The statement that just isn’t acceptable.
Before my kids came along I had two fur babies.
An apricot boy with soft brown eyes and a wiggle-waggle tail called Murphy and a teeny black moppet called Maggie.
I brushed them every second day. I took them everywhere I went and they slept at the end of my bed, when they didn’t sneak up to my pillow.
Ten years later they are still a part of my family, but with the arrival of three kids they slowly worked their way down the pecking order to become just dogs.
Because, in reality that’s what they are.
It’s puzzling to think that any mother could see them as something else, as something that she loved more than her child.
And to publicly admit it in one of the world’s most read newspaper seems bizarre. You wonder what a mother expects to gain by making statement such as this”
“Matilda is not my daughter. She is my four-year-old West Highland White terrier, and I freely admit that I love her as much as I love my 11-year-old son, William. In fact, on some occasions I love her more than him. And I don’t feel a bit guilty about admitting that.”
The authour's reasons for loving her dog more than her child stem from the fact that the 11-year-old boy doesn’t give her any recognition when she takes him to swimming lessons.
“No matter how many meals I dream up for William, how many of his clothes I launder or how many times I take him swimming or to after-school clubs, I barely get a word of recognition or thanks.”
To the fact that her dog will always need her while her son will grow up.
“I feel that Matilda's needs now are more pressing.” She writes.

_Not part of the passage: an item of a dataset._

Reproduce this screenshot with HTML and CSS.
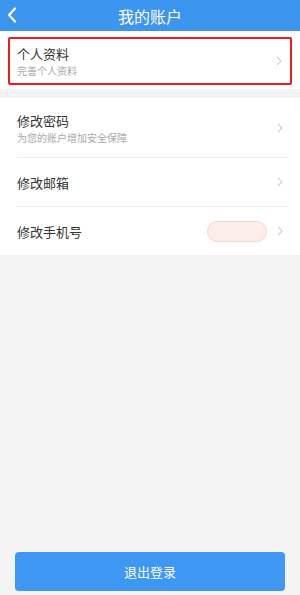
FILE: index.html
```html
<!DOCTYPE html>
<html lang="zh">
<head>
<meta charset="utf-8">
<link rel="stylesheet" href="styles.css">
</head>
<body>
<div class="page">
  <header class="topbar">
    <svg class="back" width="10" height="16" viewBox="0 0 10 16"><path d="M8 1.5 L2 8 L8 14.5" fill="none" stroke="#fff" stroke-width="2.2" stroke-linecap="round" stroke-linejoin="round"/></svg>
    <h1 class="title">我的账户</h1>
  </header>

  <section class="card first">
    <div class="row highlight">
      <div class="texts">
        <div class="label">个人资料</div>
        <div class="sub">完善个人资料</div>
      </div>
      <svg class="chev" width="6" height="10" viewBox="0 0 6 10"><path d="M1 1 L5 5 L1 9" fill="none" stroke="#d2d2d2" stroke-width="1.2"/></svg>
    </div>
  </section>

  <section class="card list">
    <div class="row tall">
      <div class="texts">
        <div class="label">修改密码</div>
        <div class="sub">为您的账户增加安全保障</div>
      </div>
      <svg class="chev" width="6" height="10" viewBox="0 0 6 10"><path d="M1 1 L5 5 L1 9" fill="none" stroke="#d2d2d2" stroke-width="1.2"/></svg>
    </div>
    <div class="row">
      <div class="texts"><div class="label">修改邮箱</div></div>
      <svg class="chev" width="6" height="10" viewBox="0 0 6 10"><path d="M1 1 L5 5 L1 9" fill="none" stroke="#d2d2d2" stroke-width="1.2"/></svg>
    </div>
    <div class="row">
      <div class="texts"><div class="label">修改手机号</div></div>
      <span class="pill"></span>
      <svg class="chev" width="6" height="10" viewBox="0 0 6 10"><path d="M1 1 L5 5 L1 9" fill="none" stroke="#d2d2d2" stroke-width="1.2"/></svg>
    </div>
  </section>

  <div class="footer">
    <button class="logout">退出登录</button>
  </div>
</div>
</body>
</html>
```

FILE: styles.css
```css
* { box-sizing: border-box; }
html, body { margin: 0; padding: 0; }
body {
  background: #f3f3f3;
  font-family: "Noto Sans CJK SC", "Noto Sans", sans-serif;
  color: #333;
}
.page {
  height: 595px;
  display: flex;
  flex-direction: column;
}
.topbar {
  height: 31px;
  background: #3c95ee;
  display: flex;
  align-items: center;
  justify-content: center;
  position: relative;
}
.back {
  position: absolute;
  left: 7px;
  top: 7px;
}
.title {
  margin: 0;
  font-size: 16px;
  font-weight: normal;
  color: #fff;
  line-height: 24px;
}
.card {
  background: #fff;
}
.card.first {
  padding: 6px 8px 4px 8px;
}
.row {
  display: flex;
  align-items: center;
}
.highlight {
  height: 48px;
  border: 2px solid #ec1c1c;
  border-radius: 2px;
  padding: 0 8px 0 7px;
}
.texts {
  flex: 1;
  display: flex;
  flex-direction: column;
}
.label {
  font-size: 13px;
  line-height: normal;
  color: #333;
}
.sub {
  font-size: 10px;
  line-height: normal;
  color: #a8a8a8;
}
.chev { flex: none; }
.list {
  margin-top: 9px;
  padding: 0 12px 0 17px;
}
.list .row {
  height: 49px;
  border-bottom: 1px solid #ececec;
  padding-right: 5px;
}
.list .row.tall { height: 60px; }
.list .row:last-child { border-bottom: none; height: 48px; }
.pill {
  width: 60px;
  height: 21px;
  border-radius: 11px;
  background: #fdeeea;
  border: 1px solid #f6d3c9;
  margin-right: 10px;
}
.footer {
  margin-top: auto;
  padding: 0 15px 4px 15px;
}
.logout {
  width: 100%;
  height: 39px;
  border: none;
  border-radius: 4px;
  background: #3d97f3;
  color: #fff;
  font-family: inherit;
  font-size: 13px;
}
```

“There is also the fact that she will always be a baby, while my son is growing up and away from me. “
She even somehow blames her divorce.
“And as a single mother, I have to hand William over to his father every other weekend, so my relationship with him is punctuated by periods when he is away from me. Not so with Matilda, who never leaves my side or suffers from divided loyalties.
It’s hard to understand how she came to any of these conclusions, let alone felt it was okay to acknowledge it to her son.
Her reasoning itself seems puerile, self-absorbed and narcissistic.